Bu arada konu bütünlüğünü sağlamak zor demişsin ya onun için kavram kavram okumayı deneyebilirsin. Mesela Kur’an’da hidayet kelimesinin geçtiği tüm ayetleri tarayıp okuma. Bunun için köküne inip “هضى” kelimesinin geçtiği tüm ayetleri taramak , gerçekten bir bütünlük yakalandığını ve o kavramı anlama konusunda kolaylık yaşadığını göreceksin. Bunun için “kuranmeali.com” var, orda istediğin şekilde arama yapıyorsun ve bi kelimeyle ilgili tüm ayetleri sana getiriyor. Aynı zamanda bir ayetin tüm meallerle gösterilmesi ayrı bir güzellik.
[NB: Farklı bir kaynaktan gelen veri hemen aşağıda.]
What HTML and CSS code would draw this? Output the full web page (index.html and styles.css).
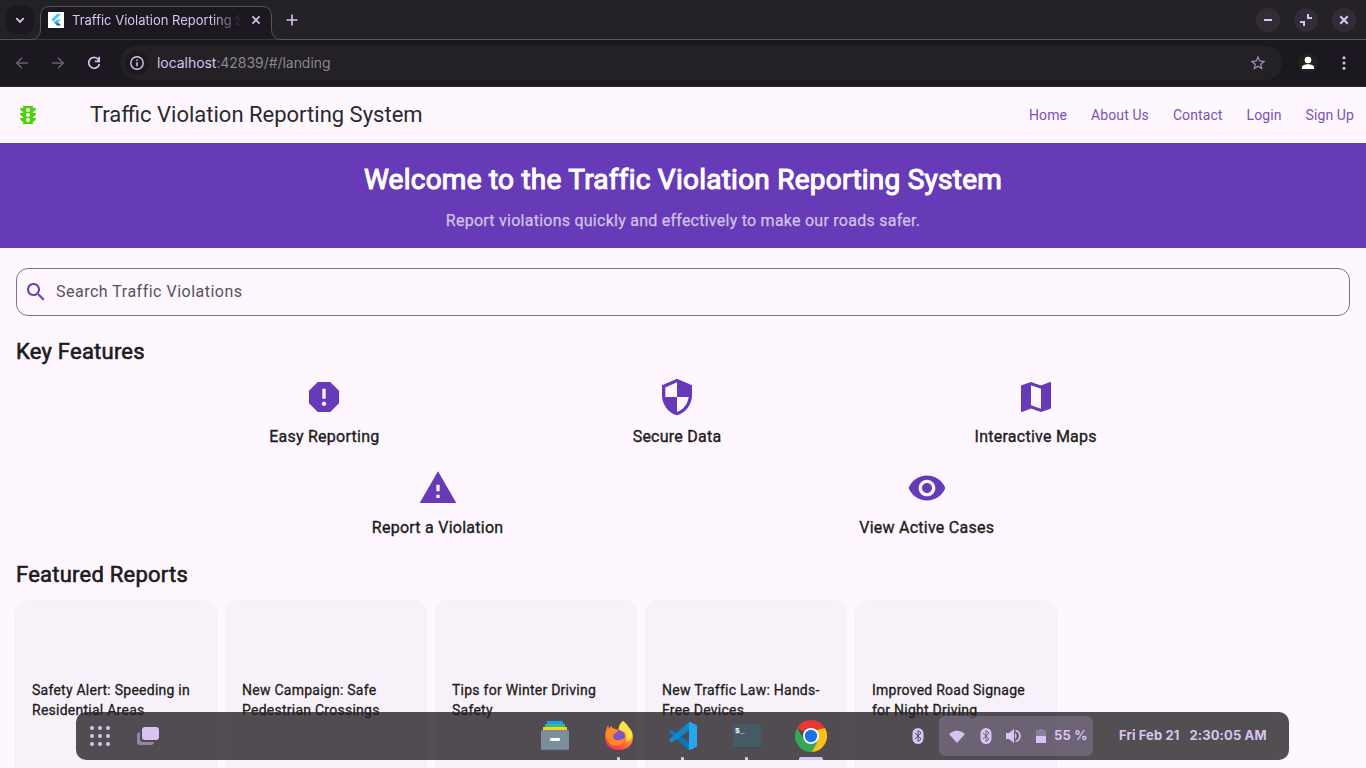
FILE: index.html
```html
<!DOCTYPE html>
<html lang="en">
<head>
<meta charset="utf-8">
<title>Traffic Violation Reporting System</title>
<link rel="stylesheet" href="styles.css">
</head>
<body>
<div class="screen">
  <header class="tabstrip">
    <button class="tab-search"><svg width="12" height="12" viewBox="0 0 12 12"><path d="M2.3 4.2 6 7.9l3.7-3.7" fill="none" stroke="currentColor" stroke-width="1.8"/></svg></button>
    <svg class="tab-outline" width="291" height="40" viewBox="0 0 291 40"><path d="M0 46V45Q.5 39.5 6.500 39.500H31Q40.500 39 40.500 29V16Q40.500 6.500 50 6.500H262Q271.500 6.500 271.500 16V29Q271.500 39.500 282 39.500H291V40H0Z" fill="#1b181f" stroke="#58545c"/></svg>
    <div class="tab">
      <svg class="favicon" width="16" height="16" viewBox="0 0 16 16"><path fill="#fff" d="M0 0h16v16H0z"/><path fill="#47c5fb" d="M9 2h4L5.300 9.700l-2-2z"/><path fill="#47c5fb" d="M9 7.400h4l-3 3-2-2z"/><path fill="#16569e" d="m8 12.300 2-1.900 3 3H9z"/><path fill="#15a5ed" d="m6 10.400 2-2 2 2-2 2z"/></svg>
      <span class="tab-title">Traffic Violation Reporting S</span>
      <svg class="tab-close" width="10" height="10" viewBox="0 0 10 10"><path d="m1.400 1.400 7.200 7.200m0-7.200L1.400 8.600" stroke="currentColor" stroke-width="1.600"/></svg>
    </div>
    <svg class="new-tab" width="12" height="12" viewBox="0 0 12 12"><path d="M6 .5v11M.5 6h11" stroke="currentColor" stroke-width="1.600"/></svg>
    <div class="window-buttons">
      <span class="win-btn"><svg width="24" height="24"><path d="M8 12h8" stroke="currentColor" stroke-width="2"/></svg></span>
      <span class="win-btn"><svg width="24" height="24"><path d="M14 6v4h4M6 14h4v4" fill="none" stroke="currentColor" stroke-width="2"/></svg></span>
      <span class="win-btn"><svg width="24" height="24"><path d="m8.300 8.300 7.400 7.400m0-7.400-7.400 7.400" stroke="currentColor" stroke-width="2.200"/></svg></span>
    </div>
  </header>
  <div class="toolbar">
    <svg class="nav-icon dim" width="16" height="16" viewBox="0 0 16 16"><path d="M14 8H3m5-5.300L2.700 8 8 13.300" fill="none" stroke="currentColor" stroke-width="1.500"/></svg>
    <svg class="nav-icon dim" width="16" height="16" viewBox="0 0 16 16"><path d="M2 8h11M8 2.700 13.300 8 8 13.300" fill="none" stroke="currentColor" stroke-width="1.500"/></svg>
    <svg class="nav-icon" width="16" height="16" viewBox="0 0 16 16"><path d="M12.900 5.300A5.400 5.400 0 1 0 13.400 9M13.200 1.800v4.500H8.800" fill="none" stroke="currentColor" stroke-width="1.700"/></svg>
    <div class="omnibox">
      <span class="site-info"><svg width="14" height="14" viewBox="0 0 14 14"><circle cx="7" cy="7" r="6.200" fill="none" stroke="currentColor" stroke-width="1.400"/><path d="M7 6.200v4M7 3.500v1.600" stroke="currentColor" stroke-width="1.500"/></svg></span>
      <span class="url"><b>localhost</b>:42839/#/landing</span>
      <svg class="star" width="18" height="18" viewBox="0 0 24 24"><path fill="currentColor" d="M22 9.240l-7.190-.62L12 2 9.190 8.630 2 9.240l5.460 4.730L5.820 21 12 17.270 18.180 21l-1.630-7.030L22 9.240zM12 15.400l-3.760 2.270 1-4.280-3.320-2.880 4.380-.38L12 6.100l1.710 4.040 4.380.38-3.320 2.880 1 4.280L12 15.400z"/></svg>
    </div>
    <span class="profile"><svg width="20" height="20"><circle cx="10" cy="7" r="3.300" fill="#fff"/><path d="M4 16v-1.500C4 12.500 7 11.300 10 11.300s6 1.200 6 3.200V16z" fill="#fff"/></svg></span>
    <svg class="kebab" width="4" height="14"><circle cx="2" cy="1.800" r="1.500"/><circle cx="2" cy="7" r="1.500"/><circle cx="2" cy="12.200" r="1.500"/></svg>
  </div>

  <main class="page">
    <div class="appbar">
      <svg class="logo" width="24" height="24" viewBox="0 0 24 24"><path fill="#4bd30b" fill-rule="evenodd" d="M20 10h-3V8.860c1.720-.45 3-2 3-3.860h-3V4c0-.55-.45-1-1-1H8c-.55 0-1 .45-1 1v1H4c0 1.860 1.280 3.410 3 3.860V10H4c0 1.860 1.280 3.410 3 3.860V15H4c0 1.860 1.280 3.410 3 3.860V20c0 .55.45 1 1 1h8c.55 0 1-.45 1-1v-1.140c1.720-.45 3-2 3-3.860h-3v-1.140c1.720-.45 3-2 3-3.860zm-8 9c-1.110 0-2-.9-2-2s.890-2 2-2c1.100 0 2 .9 2 2s-.89 2-2 2zm0-5c-1.110 0-2-.9-2-2s.890-2 2-2c1.100 0 2 .9 2 2s-.89 2-2 2zm0-5c-1.110 0-2-.9-2-2 0-1.110.890-2 2-2 1.100 0 2 .890 2 2 0 1.100-.89 2-2 2z"/></svg>
      <h1 class="app-title">Traffic Violation Reporting System</h1>
      <nav class="links"><a>Home</a><a>About Us</a><a>Contact</a><a>Login</a><a>Sign Up</a></nav>
    </div>
    <section class="hero">
      <h2 class="hero-title">Welcome to the Traffic Violation Reporting System</h2>
      <p class="hero-text">Report violations quickly and effectively to make our roads safer.</p>
    </section>
    <div class="content">
      <div class="search">
        <svg width="24" height="24" viewBox="0 0 24 24"><path fill="#673ab7" d="M15.500 14h-.79l-.28-.27C15.410 12.590 16 11.110 16 9.500 16 5.910 13.090 3 9.500 3S3 5.910 3 9.500 5.910 16 9.500 16c1.610 0 3.090-.59 4.230-1.570l.27.28v.79l5 4.990L20.490 19l-4.990-5zm-6 0C7.010 14 5 11.990 5 9.500S7.010 5 9.500 5 14 7.010 14 9.500 11.990 14 9.500 14z"/></svg>
        <span class="search-hint">Search Traffic Violations</span>
      </div>
      <h3 class="section-title">Key Features</h3>
      <div class="features">
        <div class="feature"><svg viewBox="0 0 24 24"><path d="M15.730 3H8.270L3 8.270v7.460L8.270 21h7.460L21 15.730V8.270L15.730 3zM12 17.300c-.72 0-1.300-.58-1.300-1.300s.58-1.300 1.300-1.300 1.300.58 1.300 1.300-.58 1.300-1.300 1.300zm1-4.300h-2V7h2v6z"/></svg><span>Easy Reporting</span></div>
        <div class="feature"><svg viewBox="0 0 24 24"><path d="M12 1 3 5v6c0 5.550 3.840 10.740 9 12 5.160-1.260 9-6.450 9-12V5l-9-4zm0 10.990h7c-.53 4.120-3.280 7.790-7 8.940V12H5V6.300l7-3.110v8.800z"/></svg><span>Secure Data</span></div>
        <div class="feature"><svg viewBox="0 0 24 24"><path d="m20.500 3-.16.030L15 5.100 9 3 3.360 4.900c-.21.070-.36.250-.36.480V20.500c0 .280.220.5.5.5l.16-.030L9 18.900l6 2.100 5.640-1.900c.21-.070.36-.250.36-.480V3.500c0-.280-.22-.5-.5-.5zM15 19l-6-2.110V5l6 2.110V19z"/></svg><span>Interactive Maps</span></div>
      </div>
      <div class="features">
        <div class="feature"><svg viewBox="0 0 24 24"><path d="M1 21h22L12 2 1 21zm12-3h-2v-2h2v2zm0-4h-2v-4h2v4z"/></svg><span>Report a Violation</span></div>
        <div class="feature"><svg viewBox="0 0 24 24"><path d="M12 4.500C7 4.500 2.730 7.610 1 12c1.730 4.390 6 7.500 11 7.500s9.270-3.110 11-7.500c-1.730-4.390-6-7.500-11-7.500zM12 17c-2.760 0-5-2.240-5-5s2.240-5 5-5 5 2.240 5 5-2.240 5-5 5zm0-8c-1.660 0-3 1.340-3 3s1.340 3 3 3 3-1.340 3-3-1.340-3-3-3z"/></svg><span>View Active Cases</span></div>
      </div>
      <h3 class="section-title reports-title">Featured Reports</h3>
      <div class="reports">
        <article class="report">Safety Alert: Speeding in<br>Residential Areas</article>
        <article class="report">New Campaign: Safe<br>Pedestrian Crossings</article>
        <article class="report">Tips for Winter Driving<br>Safety</article>
        <article class="report">New Traffic Law: Hands-<br>Free Devices</article>
        <article class="report">Improved Road Signage<br>for Night Driving</article>
      </div>
    </div>
  </main>

  <div class="dock">
    <div class="dock-left">
      <svg width="20" height="20"><g fill="#d9c3f2"><circle cx="2" cy="2" r="2"/><circle cx="10" cy="2" r="2"/><circle cx="18" cy="2" r="2"/><circle cx="2" cy="10" r="2"/><circle cx="10" cy="10" r="2"/><circle cx="18" cy="10" r="2"/><circle cx="2" cy="18" r="2"/><circle cx="10" cy="18" r="2"/><circle cx="18" cy="18" r="2"/></g></svg>
      <svg width="22" height="18"><path d="M3 5v7q0 3 3 3h11q-.5 3-3 3H3q-3 0-3-3V8q0-2.500 3-3z" fill="#94879f"/><rect x="5" width="17" height="13" rx="3" fill="#d9c3f2"/></svg>
    </div>
    <div class="apps">
      <div class="app"><svg width="32" height="32" viewBox="0 0 32 32"><path fill="#1c9cf0" d="M8 1h16v3H8z"/><path fill="#2ec27e" d="M6 4h20v3H6z"/><path fill="#ffcf20" d="M4 7h24v3H4z"/><rect x="2" y="10" width="28" height="20" rx="1.500" fill="#78909c"/><path d="M3 29.700h26" stroke="#607680" stroke-width=".6"/><rect x="11" y="18" width="10" height="3" rx="1" fill="#fff"/></svg></div>
      <div class="app"><svg width="32" height="32" viewBox="0 0 32 32"><defs><linearGradient id="fox" x1=".8" y1="0" x2=".2" y2="1"><stop offset="0" stop-color="#ffdf30"/><stop offset=".45" stop-color="#ff922b"/><stop offset=".85" stop-color="#ff3b50"/></linearGradient></defs><path fill="url(#fox)" d="M20 1c4 3 5 5 6 7 3 2 4 6 4 9 0 8-6 13-14 13S2 25 2 17c0-4 1-7 3-12l1 4 2-3c1 1 2 3 4 3l3 1c1-4 2-7 5-9z"/><circle cx="16" cy="16" r="6" fill="#8053c8"/><path fill="#ff8a20" d="M3 11c3-3 6-2 9-2 1 1 3 1 3 2-1 2-3 2-4 3-2 2-1 5 2 6 4 1 6-1 9-2-1 7-8 9-13 7-5-3-7-8-6-14z"/><path fill="#ffe046" d="M20 1c3 4 10 8 9 16-1 3-3 4-6 5 1-4 1-8-2-10-4-1-5-3-5-4 0-2 2-5 4-7z"/></svg><i class="dot"></i></div>
      <div class="app"><svg width="32" height="32" viewBox="0 0 32 32"><path fill="#0879c0" d="m2 11.500 2.500-2.300L24 24v6h-2L2 12.500z"/><path fill="#1287cc" d="M2 19.500 22 2h2v7L4.500 22.800 2 20.500z"/><path fill="#28a6ec" d="m23 2 7 3.200v21.600L23 30l-1-1V3z"/></svg><i class="dot"></i></div>
      <div class="app"><svg width="32" height="32" viewBox="0 0 32 32"><rect x="2" y="4" width="28" height="24" rx="1.500" fill="#455a64"/><path d="M3 28h26" stroke="#344750"/><text x="4" y="13" class="prompt">$_</text></svg><i class="dot"></i></div>
      <div class="app active"><svg width="32" height="32" viewBox="0 0 32 32"><path fill="#e53935" d="M16 16 2.140 8A16 16 0 0 1 29.860 8z"/><path fill="#34a853" d="M16 16v16A16 16 0 0 1 2.140 8l7 12z"/><path fill="#fbc116" d="M16 8h13.860A16 16 0 0 1 16 32l6.900-12z"/><path fill="#34a853" d="m9 20 7 4 6-1-5.200 9H16z"/><path fill="#e53935" d="M10 8h19.860L22 10z"/><circle cx="16" cy="16" r="8" fill="#fff"/><circle cx="16" cy="16" r="6.200" fill="#1a73e8"/></svg><i class="bar"></i></div>
    </div>
    <div class="status">
      <svg class="bt" width="12" height="16" viewBox="0 0 12 16"><rect x=".5" width="11" height="16" rx="5.500" fill="#d9c3f2"/><path d="m3 5 6 6-3 2.500v-11L9 5l-6 6" fill="none" stroke="#544f58"/></svg>
      <div class="quick">
        <svg class="wifi" width="16" height="13"><path d="M0 4Q8-3 16 4L8 13z" fill="#d9c3f2"/></svg>
        <svg class="bt" width="12" height="16" viewBox="0 0 12 16"><rect x=".5" width="11" height="16" rx="5.500" fill="#d9c3f2"/><path d="m3 5 6 6-3 2.500v-11L9 5l-6 6" fill="none" stroke="#6b6374"/></svg>
        <svg class="volume" width="16" height="16"><path d="M0 5h3l5-4v14l-5-4H0z" fill="#d9c3f2"/><path d="M9 5q3 3 0 6" fill="#d9c3f2"/><path d="M9.500 2.500Q14 4 14 8t-4.500 5.500" fill="none" stroke="#d9c3f2" stroke-width="1.600"/></svg>
        <svg class="battery" width="10" height="14"><path d="M0 1h3V0h4v1h3v6H0z" fill="#8d7d9e"/><path d="M0 7h10v7H0z" fill="#d9c3f2"/></svg>
        <span class="percent">55 %</span>
      </div>
      <div class="clock"><span>Fri Feb 21</span><span class="time">2:30:05 AM</span></div>
    </div>
  </div>
</div>
</body>
</html>
```
FILE: styles.css
```css
* { box-sizing: border-box; }
body { margin: 0; font-family: Roboto, "Noto Sans", sans-serif; }
svg { display: block; flex: none; }
h1, h2, h3, p { margin: 0; font-weight: 400; }

.screen { position: relative; width: 1366px; height: 768px; overflow: hidden; background: #fef7ff; }

.tabstrip { position: relative; display: flex; align-items: center; height: 40px; background: #232026; border-bottom: 1px solid #58545c; color: #d9c3f2; font-family: Inter, sans-serif; }
.tab-search { display: flex; align-items: center; justify-content: center; width: 28px; height: 28px; margin-left: 6px; padding: 0; border: 0; border-radius: 10px; background: #1b181f; color: inherit; position: relative; z-index: 1; }
.tab-outline { position: absolute; left: 0; top: 0; }
.tab { position: relative; display: flex; align-items: center; width: 232px; height: 34px; margin-left: 6px; padding: 0 11px 0 8px; }
.tab-title { flex: none; width: 170px; margin-left: 8px; white-space: nowrap; font-size: 13px; mask-image: linear-gradient(90deg, #000 140px, transparent 170px); }
.tab-close { margin-left: 9px; }
.new-tab { margin-left: 14px; }
.window-buttons { display: flex; gap: 14px; margin-left: auto; margin-right: 10px; }
.win-btn { width: 24px; height: 24px; border-radius: 50%; background: #322c39; }

.toolbar { display: flex; align-items: center; height: 47px; padding: 0 20px 0 14px; background: #1b181f; color: #d9c3f2; font-family: Inter, sans-serif; border-bottom: 1px solid #2b282e; }
.nav-icon { margin-right: 20px; }
.dim { color: #6b5f77; }
.omnibox { display: flex; align-items: center; width: 1162px; height: 34px; margin-left: -2px; padding: 0 15px 0 5px; border-radius: 17px; background: #232026; }
.site-info { display: flex; align-items: center; justify-content: center; width: 24px; height: 24px; border-radius: 50%; background: #1b181f; }
.url { margin-left: 8px; padding-bottom: 2px; font-size: 14px; letter-spacing: -.05px; color: #8c8691; }
.url b { font-weight: 400; color: #d9c3f2; }
.star { margin-left: auto; color: #a392b5; }
.profile { width: 20px; height: 20px; margin-left: 16px; border-radius: 50%; background: #202420; }
.kebab { margin-left: auto; fill: #d9c3f2; }

.appbar { display: flex; align-items: center; height: 56px; padding: 0 12px 0 16px; color: #2b292e; }
.app-title { margin-left: 50px; font-size: 22px; line-height: 28px; }
.links { display: flex; gap: 24px; margin-left: auto; font-size: 14px; letter-spacing: .1px; color: #7a51c0; }

.hero { height: 105px; padding-top: 19px; text-align: center; background: #673ab7; color: #fff; }
.hero-title { font-size: 28px; line-height: 36px; letter-spacing: .24px; -webkit-text-stroke: 1.1px; }
.hero-text { margin-top: 11px; font-size: 16px; line-height: 24px; letter-spacing: .25px; color: #d1c4e9; -webkit-text-stroke: .25px; }

.content { padding: 20px 16px 0; color: #1d1b20; }
.search { display: flex; align-items: center; gap: 8px; height: 48px; padding: 0 7px; border: 1px solid #79747e; border-radius: 12px; font-size: 16px; letter-spacing: .5px; color: #56525c; }
.search-hint { padding-bottom: 2px; }
.section-title { margin-top: 22px; font-size: 22px; line-height: 28px; letter-spacing: .23px; -webkit-text-stroke: .6px; }
.features { display: flex; justify-content: space-evenly; height: 91px; padding-top: 11px; }
.feature { display: flex; flex-direction: column; align-items: center; gap: 8px; font-size: 16px; line-height: 24px; letter-spacing: .25px; -webkit-text-stroke: .35px; }
.feature svg { width: 40px; height: 40px; fill: #673ab7; stroke: none; }
.reports-title { margin-top: 13px; }
.reports { display: flex; gap: 10px; margin-top: 12px; }
.report { flex: none; width: 200px; height: 220px; padding: 79px 0 0 16px; border-radius: 12px; background: #f7f1f9; box-shadow: 0 0 0 1px #f5eff6; font-size: 14px; line-height: 20px; letter-spacing: .25px; -webkit-text-stroke: .3px; }

.dock { position: absolute; left: 76px; top: 712px; display: flex; width: 1213px; height: 48px; border-radius: 10px; background: rgba(35, 32, 35, .79); color: #d9c3f2; font-family: Inter, sans-serif; font-size: 13px; font-weight: 700; }
.dock-left { display: flex; align-items: center; gap: 27px; width: 463px; padding-left: 14px; }
.apps { display: flex; gap: 32px; }
.app { display: flex; flex-direction: column; align-items: center; justify-content: space-between; width: 32px; padding-top: 8px; }
.dot { width: 3px; height: 3px; margin-right: 1px; border-radius: 1px 1px 0 0; background: #d9c3f2; }
.bar { width: 24px; height: 3px; border-radius: 2px 2px 0 0; background: #d9c3f2; }
.prompt { font: 700 8px "Liberation Mono", monospace; fill: #fff; }
.status { display: flex; flex: 1; align-items: center; padding-left: 85px; }
.quick { display: flex; align-items: center; width: 154px; height: 40px; margin-left: 15px; padding-left: 10px; border-radius: 6px; background: rgba(148, 133, 168, .4); }
.quick .bt { margin-left: 15px; }
.volume { margin-left: 14px; }
.battery { margin-left: 14px; }
.percent { margin-left: 8px; padding-bottom: 2px; white-space: nowrap; letter-spacing: .2px; }
.clock { display: flex; gap: 10px; margin-left: 26px; padding-bottom: 2px; white-space: nowrap; letter-spacing: .1px; }
.time { letter-spacing: .12px; }
```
El-müfredat var Ragıp el Isfehaninin, bu kitabı edinirsen onda Kuran’da geçen tüm kavramları ve geçtigi tüm ayetleri görebilirsin. Ayrıca kuranda temel kavramlar diye kitaplar da var buralardan da faydalanabilirsin.
Allah razı olsun ve yolunu açık etsin inşaallah bu samimiyetini hiç kaybetme…☺
Cok cok cok teşekkür ederim. Geç görülmüş bir yorum olsa da çok işime yarayacak bir bilgi aldım sayende 🙂 Allah razı olsun, Allah cümlemizi yolunda sabit kılsın:)
Bana sosyal medyayı iyiki kullanmışım dedirtecek ikinci insansın. İlki kapanmama vesile olan bir paylaşım grubuydu. Sende imanımı kuvvetlendiren oldun gözümü ve gönlümü açan oldun. Rabbim herkesi senin gibi islam konusunda araştıran ve bilgilendirenler ile karşılaştırsın. Ümmetimin senin gibi gençlerle dolsun. Evlatlarım da ümmete layık olsun feraha ersin inşallah. Allah gönlüne göre versin inşallah.